A measure of Wayne Bennett as a man, and in some way an explanation of the ethos he installed in the Broncos organisation, comes from a tale that did not fill the newspapers and did not occur in front of television cameras. Many winters ago, a young prospect ran the fields of the Central West with talk of a first grade career following his every move. A tall and lanky centre with speed to burn and tremendous strength, the future looked bright for Ian Maher. Clubs came knocking and many a respected scout saw him as a top prospect. Many scouts rated him an equal or better player than Garrett Crossman, who has since forged a decent first grade career. The future, however, did not involve rugby league for Maher, who was diagnosed with cancer. While stuck in a Brisbane hospital, sick from treatment and disease, Bennett paid Maher a visit. The purpose was not recruitment but encouragement. Word had gone down the wire to Bennett that a young rugby league fan was sick and Bennett thought it may lift his spirits to pay him a visit. Bennett talked about life and challenges and will and invited Maher to training when he was well enough. On the mend, Maher went to training and again he and Bennett spoke privately. It was the behaviour of a man who had his priorities right. Rugby league is a game. Life is life.

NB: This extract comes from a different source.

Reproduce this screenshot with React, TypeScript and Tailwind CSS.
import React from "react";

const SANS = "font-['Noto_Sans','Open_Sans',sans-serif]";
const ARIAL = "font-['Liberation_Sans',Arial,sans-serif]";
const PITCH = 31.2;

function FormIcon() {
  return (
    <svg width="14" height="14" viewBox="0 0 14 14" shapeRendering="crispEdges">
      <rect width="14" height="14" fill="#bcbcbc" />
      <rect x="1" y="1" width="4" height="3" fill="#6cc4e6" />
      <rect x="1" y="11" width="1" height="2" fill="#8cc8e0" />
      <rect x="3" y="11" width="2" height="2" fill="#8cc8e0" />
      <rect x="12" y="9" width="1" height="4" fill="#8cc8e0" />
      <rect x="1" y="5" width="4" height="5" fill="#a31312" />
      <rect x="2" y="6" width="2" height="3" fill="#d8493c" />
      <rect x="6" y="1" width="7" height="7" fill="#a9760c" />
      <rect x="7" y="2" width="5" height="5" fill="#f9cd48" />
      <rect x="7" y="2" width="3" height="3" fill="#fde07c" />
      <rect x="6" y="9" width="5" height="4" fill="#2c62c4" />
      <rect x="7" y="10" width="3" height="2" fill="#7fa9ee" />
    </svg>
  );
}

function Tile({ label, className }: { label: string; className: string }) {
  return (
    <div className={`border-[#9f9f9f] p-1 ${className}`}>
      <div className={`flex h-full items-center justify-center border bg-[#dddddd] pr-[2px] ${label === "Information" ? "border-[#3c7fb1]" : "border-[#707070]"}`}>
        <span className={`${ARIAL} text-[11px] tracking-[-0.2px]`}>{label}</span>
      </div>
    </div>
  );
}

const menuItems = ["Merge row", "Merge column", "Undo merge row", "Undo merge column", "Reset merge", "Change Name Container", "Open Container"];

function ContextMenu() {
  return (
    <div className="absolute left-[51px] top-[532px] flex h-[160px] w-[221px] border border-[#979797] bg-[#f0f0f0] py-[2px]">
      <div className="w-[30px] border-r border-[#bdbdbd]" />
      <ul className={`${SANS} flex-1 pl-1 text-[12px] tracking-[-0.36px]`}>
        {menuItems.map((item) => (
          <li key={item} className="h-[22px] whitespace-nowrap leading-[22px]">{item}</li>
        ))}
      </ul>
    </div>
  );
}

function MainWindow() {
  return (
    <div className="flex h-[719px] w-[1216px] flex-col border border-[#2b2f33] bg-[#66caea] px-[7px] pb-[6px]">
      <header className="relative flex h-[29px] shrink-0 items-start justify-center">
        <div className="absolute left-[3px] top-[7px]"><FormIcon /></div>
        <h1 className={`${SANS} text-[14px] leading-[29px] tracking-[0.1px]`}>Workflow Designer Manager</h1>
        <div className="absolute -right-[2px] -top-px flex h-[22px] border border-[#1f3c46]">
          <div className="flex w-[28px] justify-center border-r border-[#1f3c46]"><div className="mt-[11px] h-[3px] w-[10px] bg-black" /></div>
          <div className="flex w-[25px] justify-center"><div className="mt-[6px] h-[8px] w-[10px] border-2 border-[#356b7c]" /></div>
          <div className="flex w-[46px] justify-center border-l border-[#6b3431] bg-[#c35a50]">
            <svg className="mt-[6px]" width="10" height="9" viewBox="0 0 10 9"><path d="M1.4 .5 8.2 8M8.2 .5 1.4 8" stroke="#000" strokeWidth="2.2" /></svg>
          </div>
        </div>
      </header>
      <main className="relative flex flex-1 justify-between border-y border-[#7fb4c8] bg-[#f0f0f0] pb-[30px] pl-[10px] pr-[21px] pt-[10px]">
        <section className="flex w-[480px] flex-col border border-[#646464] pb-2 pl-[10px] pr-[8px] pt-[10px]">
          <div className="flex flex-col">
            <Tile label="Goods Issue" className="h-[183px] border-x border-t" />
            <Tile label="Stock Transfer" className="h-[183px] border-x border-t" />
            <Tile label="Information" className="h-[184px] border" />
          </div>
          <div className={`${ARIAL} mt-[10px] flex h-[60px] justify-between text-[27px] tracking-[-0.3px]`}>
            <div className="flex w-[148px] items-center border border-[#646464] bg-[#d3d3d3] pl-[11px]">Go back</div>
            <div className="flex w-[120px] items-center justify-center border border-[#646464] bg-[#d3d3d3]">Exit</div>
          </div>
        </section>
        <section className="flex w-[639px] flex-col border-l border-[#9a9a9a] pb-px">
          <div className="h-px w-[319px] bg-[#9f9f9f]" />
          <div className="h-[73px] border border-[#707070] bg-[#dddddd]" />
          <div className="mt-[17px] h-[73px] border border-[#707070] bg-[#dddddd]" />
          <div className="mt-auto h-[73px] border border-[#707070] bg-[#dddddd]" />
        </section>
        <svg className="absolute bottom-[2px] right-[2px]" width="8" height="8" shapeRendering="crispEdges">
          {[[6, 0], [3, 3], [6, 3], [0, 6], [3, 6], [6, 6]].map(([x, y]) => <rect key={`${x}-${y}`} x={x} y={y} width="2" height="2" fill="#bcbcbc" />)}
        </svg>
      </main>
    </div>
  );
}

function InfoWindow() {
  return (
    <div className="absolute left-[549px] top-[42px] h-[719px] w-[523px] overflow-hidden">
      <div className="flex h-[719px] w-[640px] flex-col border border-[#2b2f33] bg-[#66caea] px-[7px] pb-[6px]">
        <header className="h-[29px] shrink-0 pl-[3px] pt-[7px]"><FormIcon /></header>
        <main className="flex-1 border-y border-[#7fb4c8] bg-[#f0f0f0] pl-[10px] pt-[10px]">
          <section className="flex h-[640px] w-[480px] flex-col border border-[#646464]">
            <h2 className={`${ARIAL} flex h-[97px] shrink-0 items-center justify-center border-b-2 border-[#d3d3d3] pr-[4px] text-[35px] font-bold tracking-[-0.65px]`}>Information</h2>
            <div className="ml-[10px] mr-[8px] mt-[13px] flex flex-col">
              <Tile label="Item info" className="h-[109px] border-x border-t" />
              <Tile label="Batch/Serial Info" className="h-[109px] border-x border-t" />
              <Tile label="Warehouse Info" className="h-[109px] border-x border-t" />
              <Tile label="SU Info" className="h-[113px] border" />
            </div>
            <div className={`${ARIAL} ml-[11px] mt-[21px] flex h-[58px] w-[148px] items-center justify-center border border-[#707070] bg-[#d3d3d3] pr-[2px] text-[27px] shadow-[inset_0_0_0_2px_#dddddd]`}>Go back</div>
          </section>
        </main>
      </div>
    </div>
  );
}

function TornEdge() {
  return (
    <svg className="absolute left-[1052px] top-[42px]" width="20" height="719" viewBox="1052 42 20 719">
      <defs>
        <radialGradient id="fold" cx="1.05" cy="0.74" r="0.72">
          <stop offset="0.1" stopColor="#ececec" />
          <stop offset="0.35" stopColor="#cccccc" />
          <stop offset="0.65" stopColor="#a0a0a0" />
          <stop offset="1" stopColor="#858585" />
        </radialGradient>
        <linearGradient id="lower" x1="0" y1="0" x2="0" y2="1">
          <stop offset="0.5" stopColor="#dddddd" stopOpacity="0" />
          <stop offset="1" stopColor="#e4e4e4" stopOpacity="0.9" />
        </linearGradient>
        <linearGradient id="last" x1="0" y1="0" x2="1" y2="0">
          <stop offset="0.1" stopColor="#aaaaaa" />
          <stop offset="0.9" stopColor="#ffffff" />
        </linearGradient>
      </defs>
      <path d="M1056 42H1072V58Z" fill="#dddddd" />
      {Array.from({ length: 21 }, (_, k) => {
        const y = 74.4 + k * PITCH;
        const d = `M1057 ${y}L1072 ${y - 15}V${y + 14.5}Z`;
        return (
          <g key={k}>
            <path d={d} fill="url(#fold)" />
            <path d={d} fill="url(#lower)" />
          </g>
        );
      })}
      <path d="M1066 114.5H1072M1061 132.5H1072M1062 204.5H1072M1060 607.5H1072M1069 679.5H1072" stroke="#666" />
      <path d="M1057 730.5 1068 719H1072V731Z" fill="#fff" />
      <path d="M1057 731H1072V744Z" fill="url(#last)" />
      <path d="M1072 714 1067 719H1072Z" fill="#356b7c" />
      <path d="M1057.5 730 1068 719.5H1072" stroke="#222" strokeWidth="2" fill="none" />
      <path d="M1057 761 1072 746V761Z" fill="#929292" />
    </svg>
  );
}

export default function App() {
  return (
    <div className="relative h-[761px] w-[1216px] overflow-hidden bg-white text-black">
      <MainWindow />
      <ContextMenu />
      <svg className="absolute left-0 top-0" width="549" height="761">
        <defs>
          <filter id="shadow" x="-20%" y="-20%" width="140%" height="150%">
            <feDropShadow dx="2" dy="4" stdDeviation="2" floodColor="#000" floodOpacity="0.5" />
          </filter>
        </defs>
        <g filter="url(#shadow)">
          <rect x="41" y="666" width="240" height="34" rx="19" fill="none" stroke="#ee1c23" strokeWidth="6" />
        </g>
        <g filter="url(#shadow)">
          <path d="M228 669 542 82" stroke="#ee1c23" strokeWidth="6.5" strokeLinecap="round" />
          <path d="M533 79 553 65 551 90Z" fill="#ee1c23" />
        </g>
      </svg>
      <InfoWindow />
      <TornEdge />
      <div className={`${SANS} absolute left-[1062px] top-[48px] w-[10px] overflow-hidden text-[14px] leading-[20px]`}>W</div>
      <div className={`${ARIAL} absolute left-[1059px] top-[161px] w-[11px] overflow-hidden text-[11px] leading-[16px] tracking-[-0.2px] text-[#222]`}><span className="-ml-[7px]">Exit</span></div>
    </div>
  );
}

His time in Brisbane, however, is drawing to a close, the dark days of death set to fill 2008. We have one less scarf to keep us warm today, one less lighthouse to guide the way.  

Many rugby league circles, full of colourful identities and itinerant gamblers and high ranking officials and grizzled former backrowers, have Bennett moving to Belmore. There would be nobody involved in rugby league, with the one exception of Chris Anderson, your well-informed writer would prefer lead Canterbury-Bankstown. Current Chief Executive Malcolm Noad has reportedly told club insiders that Bennett will not be appointed on his watch but that should not prove too much of a hindrance as Noad has less than a fortnight left in charge. The current board will be overthrown in a week by a ticket led by club legends Graeme Hughes, Andrew Farrar and Barry Ward and Noad will be shown the door not long after. Noad’s failure to recognise his own failings as well as the talents of Bennett has left me with no option but to offer a full Making The Nut endorsement of the new ticket. Noad and I have a somewhat cordial relationship but that will end now. The hour has come and so has the time for winning.

While there is little doubt that Bennett would have a profoundly beneficial influence on the Bulldogs, your historical writer cannot help but get moist-eyed at the prospect of Bennett no longer being a Bronco. A grand era has ended and The Great Record will remember it with fondness. And now we forge on, with a little less certainty and a little less of yesterday.